Andrzej Matyja, prezes NRL w piśmie wskazuje, że nieprzerwanie pozostaje w kontakcie z Ministerstwem Zdrowia, z którego strony nie pojawiły się żadne sygnały mówiące o tym, że lekarze w okresie pandemii nie chcą wykonywać swoich obowiązków.

- Wprost przeciwnie, kierownictwo Ministerstwa Zdrowia wielokrotnie podkreślało zaangażowanie personelu medycznego w walce z epidemią. Nie wiem skąd zatem Pan Premier - stojąc na czele resortu aktywów państwowych - czerpał swą wiedzę w tym zakresie - czytamy w opublikowanym na stronie Opolskiej Izby Lekarskiej piśmie.

Prezes dodaje też, że samorząd lekarski wielokrotnie apelował o zmiany w systemie ochrony zdrowia i punktuje: "w obecnie panującej pandemii koronawirusa wszystkie słabości systemu zostały obnażone: braki kadrowe, zła organizacja i nieefektywność, zbyt niskie finansowanie. W czasie pandemii lekarze stanęli w obliczu np. braku środków ochrony osobistej, testów, odpowiedniego sprzętu, chaosu organizacyjnego i decyzyjnego, a mimo to robili i robią wszystko, by walczyć o życie i zdrowie pacjentów".

Jak wynika z ustaleń PAP, w woj. opolskim wojewoda od marca 2020 r. wydał 179 decyzji, z czego do pracy skutecznie skierowano 13 osób, w tym 10 lekarzy. Decyzje te miały dotyczyć 160 lekarzy, 8 pielęgniarek i diagnosty laboratoryjnego. "Lekarze odmawiali podjęcia pracy lub korzystali ze zwolnień lekarskich" -przekazuje Polska Agencja Prasowa.

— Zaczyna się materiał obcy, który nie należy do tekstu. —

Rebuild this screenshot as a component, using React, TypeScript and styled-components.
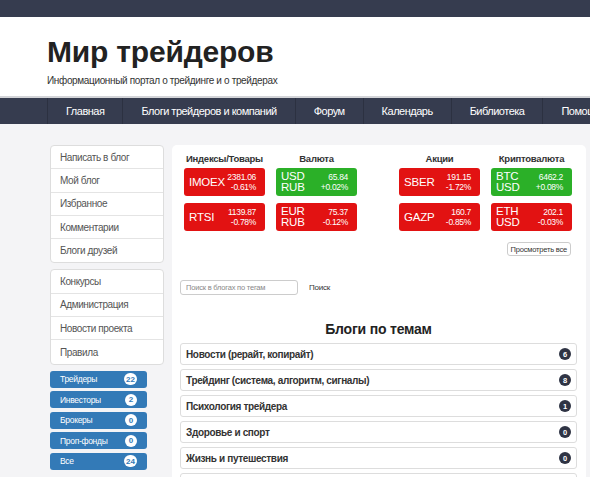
import React from 'react';
import styled, { createGlobalStyle } from 'styled-components';

const GlobalStyle = createGlobalStyle`
body {
  margin: 0;
  overflow: hidden;
  font-family: "Liberation Sans", Arial, sans-serif;
  background: #f4f4f6;
}
`;

type Quote = { name: string[]; price: string; change: string; up?: boolean };

const columns: { title: string; shift: number; quotes: Quote[] }[] = [
  {
    title: 'Индексы/Товары',
    shift: 0,
    quotes: [
      { name: ['IMOEX'], price: '2381.06', change: '-0.61%' },
      { name: ['RTSI'], price: '1139.87', change: '-0.78%' },
    ],
  },
  {
    title: 'Валюта',
    shift: 11,
    quotes: [
      { name: ['USD', 'RUB'], price: '65.84', change: '+0.02%', up: true },
      { name: ['EUR', 'RUB'], price: '75.37', change: '-0.12%' },
    ],
  },
  {
    title: 'Акции',
    shift: 42,
    quotes: [
      { name: ['SBER'], price: '191.15', change: '-1.72%' },
      { name: ['GAZP'], price: '160.7', change: '-0.85%' },
    ],
  },
  {
    title: 'Криптовалюта',
    shift: 11,
    quotes: [
      { name: ['BTC', 'USD'], price: '6462.2', change: '+0.08%', up: true },
      { name: ['ETH', 'USD'], price: '202.1', change: '-0.03%' },
    ],
  },
];

const topics = [
  { title: 'Новости (рерайт, копирайт)', count: 6 },
  { title: 'Трейдинг (система, алгоритм, сигналы)', count: 8 },
  { title: 'Психология трейдера', count: 1 },
  { title: 'Здоровье и спорт', count: 0 },
  { title: 'Жизнь и путешествия', count: 0 },
  { title: 'Разное', count: 0 },
];

const groups = [
  { title: 'Трейдеры', count: 22 },
  { title: 'Инвесторы', count: 2 },
  { title: 'Брокеры', count: 0 },
  { title: 'Проп-фонды', count: 0 },
  { title: 'Все', count: 24 },
];

const App = () => {
  return (
    <Page>
      <GlobalStyle />
      <TopStrip />
      <Header>
        <Title>Мир трейдеров</Title>
        <Subtitle>Информационный портал о трейдинге и о трейдерах</Subtitle>
      </Header>
      <Nav>
        <NavList>
          <NavItem>Главная</NavItem>
          <NavItem>Блоги трейдеров и компаний</NavItem>
          <NavItem>Форум</NavItem>
          <NavItem>Календарь</NavItem>
          <NavItem>Библиотека</NavItem>
          <NavItem>Помощь</NavItem>
        </NavList>
      </Nav>

      <Content>
        <Sidebar>
          <ListGroup>
            <ListItem>Написать в блог</ListItem>
            <ListItem>Мой блог</ListItem>
            <ListItem>Избранное</ListItem>
            <ListItem>Комментарии</ListItem>
            <ListItem>Блоги друзей</ListItem>
          </ListGroup>
          <ListGroup>
            <ListItem>Конкурсы</ListItem>
            <ListItem>Администрация</ListItem>
            <ListItem>Новости проекта</ListItem>
            <ListItem>Правила</ListItem>
          </ListGroup>
          <Buttons>
            {groups.map((g) => (
              <BlueButton key={g.title}>
                {g.title}
                <WhiteBadge>{g.count}</WhiteBadge>
              </BlueButton>
            ))}
          </Buttons>
        </Sidebar>

        <Panel>
          <Quotes>
            {columns.map((c) => (
              <QuoteColumn key={c.title} $shift={c.shift}>
                <ColumnTitle>{c.title}</ColumnTitle>
                {c.quotes.map((q) => (
                  <QuoteCard key={q.price} $up={q.up}>
                    <Ticker $small={q.name.length > 1}>
                      {q.name.map((n) => (
                        <span key={n}>{n}</span>
                      ))}
                    </Ticker>
                    <Numbers>
                      <span>{q.price}</span>
                      <span>{q.change}</span>
                    </Numbers>
                  </QuoteCard>
                ))}
              </QuoteColumn>
            ))}
          </Quotes>
          <MoreRow>
            <SmallButton>Просмотреть все</SmallButton>
          </MoreRow>

          <SearchRow>
            <SearchInput placeholder="Поиск в блогах по тегам" />
            <SearchLink>Поиск</SearchLink>
          </SearchRow>

          <SectionTitle>Блоги по темам</SectionTitle>
          <TopicList>
            {topics.map((t) => (
              <TopicItem key={t.title}>
                {t.title}
                <DarkBadge>{t.count}</DarkBadge>
              </TopicItem>
            ))}
          </TopicList>
        </Panel>
      </Content>
    </Page>
  );
};

export default App;

const Page = styled.div`
width: 590px;
height: 477px;
overflow: hidden;
background: #f4f4f6;
`;

const TopStrip = styled.div`
height: 17px;
background: #363c4f;
`;

const Header = styled.div`
height: 81px;
background: #fff;
padding-left: 47px;
border-bottom: 2px solid #d3d4d8;
box-sizing: border-box;
`;

const Title = styled.div`
padding-top: 18px;
font-size: 30px;
font-weight: 700;
color: #222;
line-height: 34px;
letter-spacing: -0.2px;
`;

const Subtitle = styled.div`
margin-top: 6px;
font-size: 10px;
letter-spacing: -0.35px;
color: #333;
`;

const Nav = styled.div`
height: 26px;
background: #363c4f;
`;

const NavList = styled.div`
display: flex;
margin-left: 47px;
height: 100%;
border-left: 1px solid #2c3141;
`;

const NavItem = styled.div`
flex-shrink: 0;
padding: 0 18px 0 18px;
display: flex;
align-items: center;
font-size: 11px;
letter-spacing: -0.5px;
color: #fff;
border-right: 1px solid #2c3141;
white-space: nowrap;
`;

const Content = styled.div`
display: flex;
gap: 8px;
padding: 21px 0 0 50px;
`;

const Sidebar = styled.div`
width: 114px;
flex-shrink: 0;
display: flex;
flex-direction: column;
`;

const ListGroup = styled.div`
background: #fff;
border: 1px solid #dddddd;
border-radius: 4px;
margin-bottom: 6px;
`;

const ListItem = styled.div`
height: 23.3px;
box-sizing: border-box;
display: flex;
align-items: center;
padding-left: 9px;
font-size: 10px;
letter-spacing: -0.4px;
color: #555;
border-bottom: 1px solid #e4e4e4;
&:last-child {
  border-bottom: none;
}
`;

const Buttons = styled.div`
display: flex;
flex-direction: column;
gap: 3.5px;
`;

const BlueButton = styled.div`
height: 17px;
width: 97px;
box-sizing: border-box;
background: #337ab7;
border-radius: 3px;
padding: 0 10px;
display: flex;
align-items: center;
justify-content: space-between;
font-size: 8.5px;
letter-spacing: -0.3px;
color: #fff;
`;

const WhiteBadge = styled.span`
min-width: 8px;
height: 12px;
padding: 0 2px;
border-radius: 6px;
background: #fff;
color: #337ab7;
font-size: 8px;
font-weight: 700;
letter-spacing: 0;
display: flex;
align-items: center;
justify-content: center;
`;

const Panel = styled.div`
width: 414px;
flex-shrink: 0;
height: 400px;
background: #fff;
border-radius: 5px;
padding: 8px 9px 0 8px;
box-sizing: border-box;
`;

const Quotes = styled.div`
display: flex;
padding-left: 4px;
`;

const QuoteColumn = styled.div<{ $shift: number }>`
width: 81px;
margin-left: ${(p) => p.$shift}px;
display: flex;
flex-direction: column;
gap: 7px;
`;

const ColumnTitle = styled.div`
text-align: center;
font-size: 9.5px;
font-weight: 700;
letter-spacing: -0.25px;
white-space: nowrap;
color: #333;
line-height: 12px;
margin-bottom: -4px;
`;

const QuoteCard = styled.div<{ $up?: boolean }>`
height: 28px;
border-radius: 3px;
background: ${(p) => (p.$up ? '#2bb028' : '#e21212')};
color: #fff;
display: flex;
align-items: center;
justify-content: space-between;
padding: 0 9px 0 5px;
`;

const Ticker = styled.div<{ $small: boolean }>`
display: flex;
flex-direction: column;
font-size: 11.5px;
letter-spacing: -0.2px;
line-height: ${(p) => (p.$small ? '11.5px' : '14px')};
`;

const Numbers = styled.div`
display: flex;
flex-direction: column;
align-items: flex-end;
font-size: 8.5px;
letter-spacing: -0.3px;
line-height: 10.5px;
`;

const MoreRow = styled.div`
display: flex;
justify-content: flex-end;
padding-right: 6px;
margin-top: 11px;
`;

const SmallButton = styled.div`
height: 12px;
padding: 0 3px;
border: 1px solid #cccccc;
border-radius: 3px;
font-size: 7.5px;
letter-spacing: -0.2px;
color: #333;
display: flex;
align-items: center;
`;

const SearchRow = styled.div`
display: flex;
align-items: center;
margin-top: 24px;
`;

const SearchInput = styled.input`
width: 118px;
height: 15px;
box-sizing: border-box;
border: 1px solid #cccccc;
border-radius: 3px;
padding: 0 5px;
font-family: inherit;
font-size: 7.5px;
letter-spacing: -0.2px;
outline: none;
&::placeholder {
  color: #888;
}
`;

const SearchLink = styled.span`
margin-left: 11px;
font-size: 8px;
letter-spacing: -0.2px;
color: #333;
`;

const SectionTitle = styled.div`
margin-top: 26px;
text-align: center;
font-size: 14px;
font-weight: 700;
letter-spacing: -0.2px;
color: #222;
line-height: 16px;
`;

const TopicList = styled.div`
margin-top: 6px;
display: flex;
flex-direction: column;
gap: 4px;
`;

const TopicItem = styled.div`
height: 22px;
box-sizing: border-box;
border: 1px solid #dddddd;
border-radius: 3px;
padding: 0 5px 0 5px;
display: flex;
align-items: center;
justify-content: space-between;
font-size: 10px;
letter-spacing: -0.35px;
font-weight: 700;
color: #333;
`;

const DarkBadge = styled.span`
width: 12px;
height: 12px;
border-radius: 50%;
background: #2f3444;
color: #fff;
font-size: 7.5px;
font-weight: 700;
letter-spacing: 0;
display: flex;
align-items: center;
justify-content: center;
`;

Dodajmy, że w środę w województwie zachodniopomorskim wojewoda zachodniopomorski Tomasz Hinc wydał pierwsze decyzje o skierowaniu do pracy pięciu osób przy zwalczaniu COVID-19. W najbliższych dniach takich decyzji ma być więcej.

Czytaj tutaj: Zachodniopomorskie: Pierwsi lekarze skierowani do walki z koronawirusem. Będzie ich więcej!

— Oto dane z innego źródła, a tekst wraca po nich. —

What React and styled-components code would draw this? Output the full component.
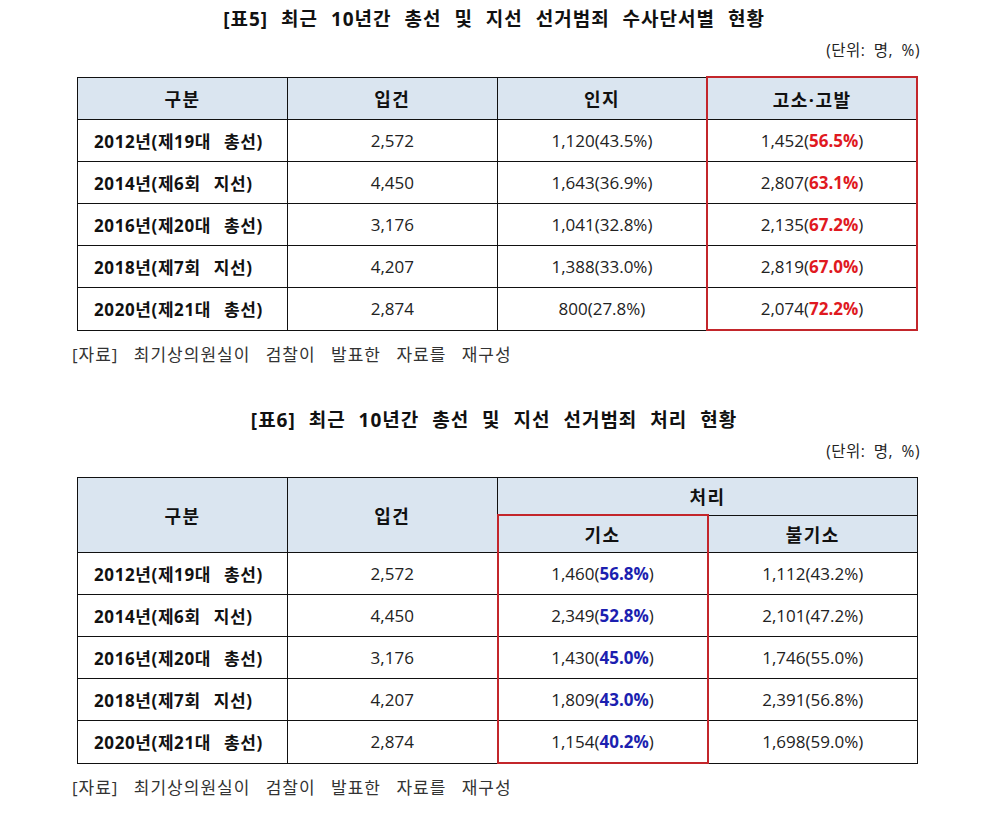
import styled, { createGlobalStyle } from "styled-components";

const GlobalStyle = createGlobalStyle`
  body {
    margin: 0;
    background: #ffffff;
    font-family: "Open Sans", "Noto Sans CJK KR", sans-serif;
    color: #111;
  }
`;

const table5 = [
  ["2012년(제19대 총선)", "2,572", "1,120(43.5%)", "1,452", "56.5%"],
  ["2014년(제6회 지선)", "4,450", "1,643(36.9%)", "2,807", "63.1%"],
  ["2016년(제20대 총선)", "3,176", "1,041(32.8%)", "2,135", "67.2%"],
  ["2018년(제7회 지선)", "4,207", "1,388(33.0%)", "2,819", "67.0%"],
  ["2020년(제21대 총선)", "2,874", "800(27.8%)", "2,074", "72.2%"],
];

const table6 = [
  ["2012년(제19대 총선)", "2,572", "1,460", "56.8%", "1,112(43.2%)"],
  ["2014년(제6회 지선)", "4,450", "2,349", "52.8%", "2,101(47.2%)"],
  ["2016년(제20대 총선)", "3,176", "1,430", "45.0%", "1,746(55.0%)"],
  ["2018년(제7회 지선)", "4,207", "1,809", "43.0%", "2,391(56.8%)"],
  ["2020년(제21대 총선)", "2,874", "1,154", "40.2%", "1,698(59.0%)"],
];

const Page = styled.div`
  width: 988px;
  height: 819px;
  padding-top: 6px;
  box-sizing: border-box;
`;

const Section = styled.section`
  margin-top: ${(p) => p.$top || 0}px;
`;

const Title = styled.h2`
  margin: 0;
  height: 26px;
  line-height: 26px;
  text-align: center;
  font-size: 19px;
  font-weight: 700;
  letter-spacing: 1px;
  word-spacing: 7px;
`;

const Unit = styled.div`
  width: 920px;
  margin-top: 8px;
  text-align: right;
  font-size: 15.5px;
  line-height: 20px;
  color: #222;
  letter-spacing: 0.5px;
  word-spacing: 4px;
`;

const Table = styled.table`
  margin: 16px 0 0 77px;
  width: 841px;
  border-collapse: collapse;
  table-layout: fixed;
`;

const Head = styled.th`
  background: #dae5f0;
  border: 1px solid #111;
  height: ${(p) => p.$h || 41}px;
  padding: 0;
  font-size: 18px;
  font-weight: 700;
  text-align: center;
  letter-spacing: 1.5px;
  ${(p) => p.$mark && "border-left: 2px solid #c3262b; border-right: 2px solid #c3262b;"}
  ${(p) => p.$markTop && "border-top: 2px solid #c3262b;"}
`;

const Label = styled.td`
  border: 1px solid #111;
  height: 41px;
  padding: 0 0 0 16px;
  text-align: left;
  font-size: 17px;
  font-weight: 700;
  letter-spacing: 0.6px;
  word-spacing: 8px;
`;

const Cell = styled.td`
  border: 1px solid #111;
  height: 41px;
  padding: 0;
  text-align: center;
  font-size: 17px;
  color: #222;
  ${(p) => p.$mark && "border-left: 2px solid #c3262b; border-right: 2px solid #c3262b;"}
  ${(p) => p.$markBottom && "border-bottom: 2px solid #c3262b;"}
`;

const Pct = styled.b`
  color: ${(p) => (p.$tone === "red" ? "#e0191f" : "#1c1fb0")};
`;

const Source = styled.p`
  margin: 11px 0 0 72px;
  font-size: 17px;
  line-height: 26px;
  color: #333;
  letter-spacing: 1px;
  word-spacing: 10px;
`;

function Table5() {
  return (
    <Table>
      <thead>
        <tr>
          <Head>구분</Head>
          <Head>입건</Head>
          <Head>인지</Head>
          <Head $mark $markTop>고소·고발</Head>
        </tr>
      </thead>
      <tbody>
        {table5.map((r, i) => (
          <tr key={r[0]}>
            <Label>{r[0]}</Label>
            <Cell>{r[1]}</Cell>
            <Cell>{r[2]}</Cell>
            <Cell $mark $markBottom={i === table5.length - 1}>
              {r[3]}(<Pct $tone="red">{r[4]}</Pct>)
            </Cell>
          </tr>
        ))}
      </tbody>
    </Table>
  );
}

function Table6() {
  return (
    <Table>
      <thead>
        <tr>
          <Head rowSpan={2}>구분</Head>
          <Head rowSpan={2}>입건</Head>
          <Head colSpan={2} $h={36}>처리</Head>
        </tr>
        <tr>
          <Head $h={36} $mark $markTop>기소</Head>
          <Head $h={36}>불기소</Head>
        </tr>
      </thead>
      <tbody>
        {table6.map((r, i) => (
          <tr key={r[0]}>
            <Label>{r[0]}</Label>
            <Cell>{r[1]}</Cell>
            <Cell $mark $markBottom={i === table6.length - 1}>
              {r[2]}(<Pct $tone="blue">{r[3]}</Pct>)
            </Cell>
            <Cell>{r[4]}</Cell>
          </tr>
        ))}
      </tbody>
    </Table>
  );
}

export default function App() {
  return (
    <Page>
      <GlobalStyle />
      <Section>
        <Title>[표5] 최근 10년간 총선 및 지선 선거범죄 수사단서별 현황</Title>
        <Unit>(단위: 명, %)</Unit>
        <Table5 />
        <Source>[자료] 최기상의원실이 검찰이 발표한 자료를 재구성</Source>
      </Section>
      <Section $top={39}>
        <Title>[표6] 최근 10년간 총선 및 지선 선거범죄 처리 현황</Title>
        <Unit>(단위: 명, %)</Unit>
        <Table6 />
        <Source>[자료] 최기상의원실이 검찰이 발표한 자료를 재구성</Source>
      </Section>
    </Page>
  );
}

Zawrzało też na Twitterze. Jeden z lekarzy skomentował słowa Sasina o swoim zaangażowaniu wstawiając zdjęcie...śniadania. "Jest 17:51. To jest moje śniadanie. Tak w kontekście mojego zaangażowania i dzisiejszej wypowiedzi Pana Ministra "

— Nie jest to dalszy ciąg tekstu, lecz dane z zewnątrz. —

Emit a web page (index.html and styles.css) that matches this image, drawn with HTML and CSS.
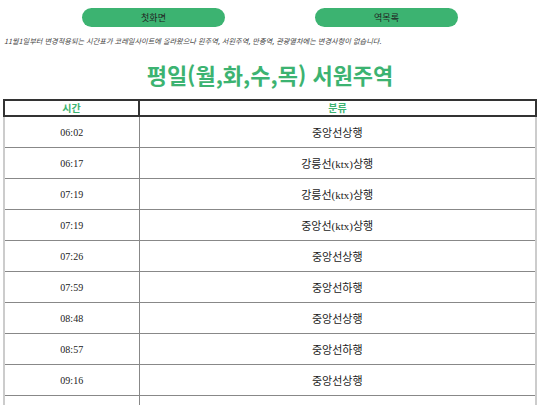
FILE: index.html
```html
<!DOCTYPE html>
<html lang="ko">
<head>
<meta charset="utf-8">
<link rel="stylesheet" href="styles.css">
</head>
<body>
<div class="nav">
  <a class="btn">첫화면</a>
  <a class="btn">역목록</a>
</div>
<p class="note">11월1일부터 변경적용되는 시간표가 코레일사이트에 올라왔으나 원주역, 서원주역, 만종역, 관광열차에는 변경사항이 없습니다.</p>
<h1 class="title">평일(월,화,수,목) 서원주역</h1>
<table class="tt">
  <thead>
    <tr><th class="c1">시간</th><th>분류</th></tr>
  </thead>
  <tbody>
    <tr><td class="time">06:02</td><td>중앙선상행</td></tr>
    <tr><td class="time">06:17</td><td>강릉선(ktx)상행</td></tr>
    <tr><td class="time">07:19</td><td>강릉선(ktx)상행</td></tr>
    <tr><td class="time">07:19</td><td>중앙선(ktx)상행</td></tr>
    <tr><td class="time">07:26</td><td>중앙선상행</td></tr>
    <tr><td class="time">07:59</td><td>중앙선하행</td></tr>
    <tr><td class="time">08:48</td><td>중앙선상행</td></tr>
    <tr><td class="time">08:57</td><td>중앙선하행</td></tr>
    <tr><td class="time">09:16</td><td>중앙선상행</td></tr>
    <tr><td class="time"></td><td></td></tr>
  </tbody>
</table>
</body>
</html>
```

FILE: styles.css
```css
html, body {
  margin: 0;
  padding: 0;
  background: #fff;
}
body {
  font-family: "Liberation Serif", "Noto Sans CJK KR", serif;
  color: #222;
}
.nav {
  display: flex;
  justify-content: center;
  gap: 90px;
  padding-top: 8px;
}
.btn {
  display: flex;
  align-items: center;
  justify-content: center;
  width: 143px;
  height: 19px;
  border-radius: 10px;
  background: #3cb371;
  color: #222;
  font-family: "Noto Sans CJK KR", sans-serif;
  font-size: 9px;
}
.note {
  margin: 9px 0 0 4px;
  font-family: "Noto Sans CJK KR", sans-serif;
  font-style: italic;
  font-size: 7.2px;
  color: #444;
  line-height: 10px;
}
.title {
  margin: 13px 0 0;
  text-align: center;
  font-family: "Noto Sans CJK KR", sans-serif;
  font-weight: bold;
  font-size: 22px;
  line-height: 30px;
  color: #3cb371;
}
.tt {
  width: 534px;
  margin: 10px 3px 0;
  border-collapse: collapse;
}
.tt th {
  border: 2px solid #333;
  font-family: "Noto Sans CJK KR", sans-serif;
  font-size: 10px;
  font-weight: bold;
  color: #3cb371;
  height: 12px;
  line-height: 12px;
  padding: 1px 0;
}
.tt th.c1 {
  width: 133px;
}
.tt td {
  border: 1px solid #888;
  height: 30px;
  padding: 0;
  text-align: center;
  font-size: 11px;
  color: #222;
}
.tt td:first-child {
  border-left: 2px solid #ccc;
}
.tt td:last-child {
  border-right: 2px solid #ccc;
}
.tt td.time {
  font-size: 10px;
}
```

Sasin odparł, że to przykład na traktowanie zawodu w kategorii misji. Według wicepremiera, są jednak wyjątki. "Jednak, nie można przy tym zamykać oczu na twarde dane - np. woj. Opolskie, gdzie ~95% lekarzy NIE stawia się na wezwanie wojewody do walki z epidemią (niestety, nie jest to wyjątek w skali kraju)"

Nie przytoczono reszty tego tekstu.